I didn't know GoG existed when it came to writing up a couple of tutorials[1][2] on how to go about building a (very, very simple) charting tool[3] on top of my canvas library. I'm going to have to re-assess those lessons, and add some links to other guides, now that I know about them.
Luckily for me, the main purpose of the lessons was not so much about how to build a charting tool, but rather concentrated on how to break the code into modules in the hope that some of the modules could be reused in other, similar projects.
If I'm making obvious mistakes in the approach, or code, that I set out in the lessons then feedback is always welcome so corrections/improvements can be made to them!
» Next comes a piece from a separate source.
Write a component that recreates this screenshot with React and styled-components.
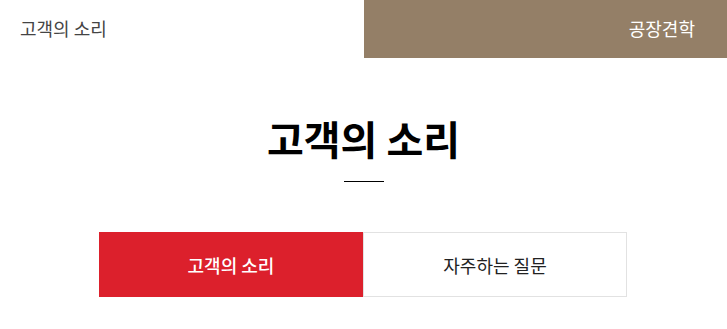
import React from 'react';
import styled, { createGlobalStyle } from 'styled-components';

const GlobalStyle = createGlobalStyle`
  html, body {
    margin: 0;
    padding: 0;
    background: #fff;
    font-family: "Noto Sans CJK KR", "Noto Sans", sans-serif;
  }
`;

const TopBar = styled.header`
  display: flex;
  height: 58px;
`;

const TopLeft = styled.div`
  flex: 0 0 364px;
  display: flex;
  align-items: center;
  padding-left: 20px;
  padding-bottom: 3px;
  box-sizing: border-box;
  font-size: 18px;
  color: #444;
`;

const TopRight = styled.div`
  flex: 1;
  display: flex;
  align-items: center;
  justify-content: flex-end;
  padding-right: 32px;
  padding-bottom: 3px;
  background: #947f67;
  color: #fff;
  font-size: 18px;
`;

const Heading = styled.section`
  display: flex;
  flex-direction: column;
  align-items: center;
  padding-top: 52px;
`;

const Title = styled.h1`
  margin: 0;
  font-size: 40px;
  font-weight: 700;
  line-height: 56px;
  color: #000;
`;

const Rule = styled.div`
  width: 40px;
  height: 1px;
  background: #000;
  margin-top: 15px;
`;

const Tabs = styled.nav`
  display: flex;
  width: 528px;
  margin: 50px 0 0 99px;
`;

const Tab = styled.div`
  flex: 1;
  height: 65px;
  box-sizing: border-box;
  display: flex;
  align-items: center;
  justify-content: center;
  font-size: 18px;
  font-weight: ${({ $active }) => ($active ? 500 : 400)};
  background: ${({ $active }) => ($active ? '#dc202c' : '#fff')};
  color: ${({ $active }) => ($active ? '#fff' : '#222')};
  border: 1px solid ${({ $active }) => ($active ? '#dc202c' : '#e2e2e2')};
`;

const App = () => {
  return (
    <>
      <GlobalStyle />
      <TopBar>
        <TopLeft>고객의 소리</TopLeft>
        <TopRight>공장견학</TopRight>
      </TopBar>
      <Heading>
        <Title>고객의 소리</Title>
        <Rule />
      </Heading>
      <Tabs>
        <Tab $active>고객의 소리</Tab>
        <Tab>자주하는 질문</Tab>
      </Tabs>
    </>
  );
};

export default App;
As the other guy mentioned this has nothing to do with GoG. A good data language or library should provide the user (and plotting libraries) copyless, cheap and immutable slices of the data being handled. Javascript just doesn't really have one. It shouldn't be the concern of the plotting library however.
Start with the platform one is already using for data munging/transformation. I think R with its ggplot2 library is very good. Python's Matplotlib is also not bad. ObservableHq is also good when the data is closer to visual representation. Overall, I find the data transformation technique does the 80% of the work when it comes to data visualization.
You can also generate Vega(lite) JSON: https://vega.github.io/vega-lite/
And then pick your favourite language/library that generates that : https://vega.github.io/vega-lite/ecosystem.html
If needed you can switch to a different library/language while keeping the end result the same (or use different libraries/languages for different parts of your visualization, depending on which is best at a particular task)
https://byrneslab.net/classes/biol607/readings/wickham_layer...
Wickham is the Chief Scientist at RStudio and created R packages such as ggplot2 and the tidyverse.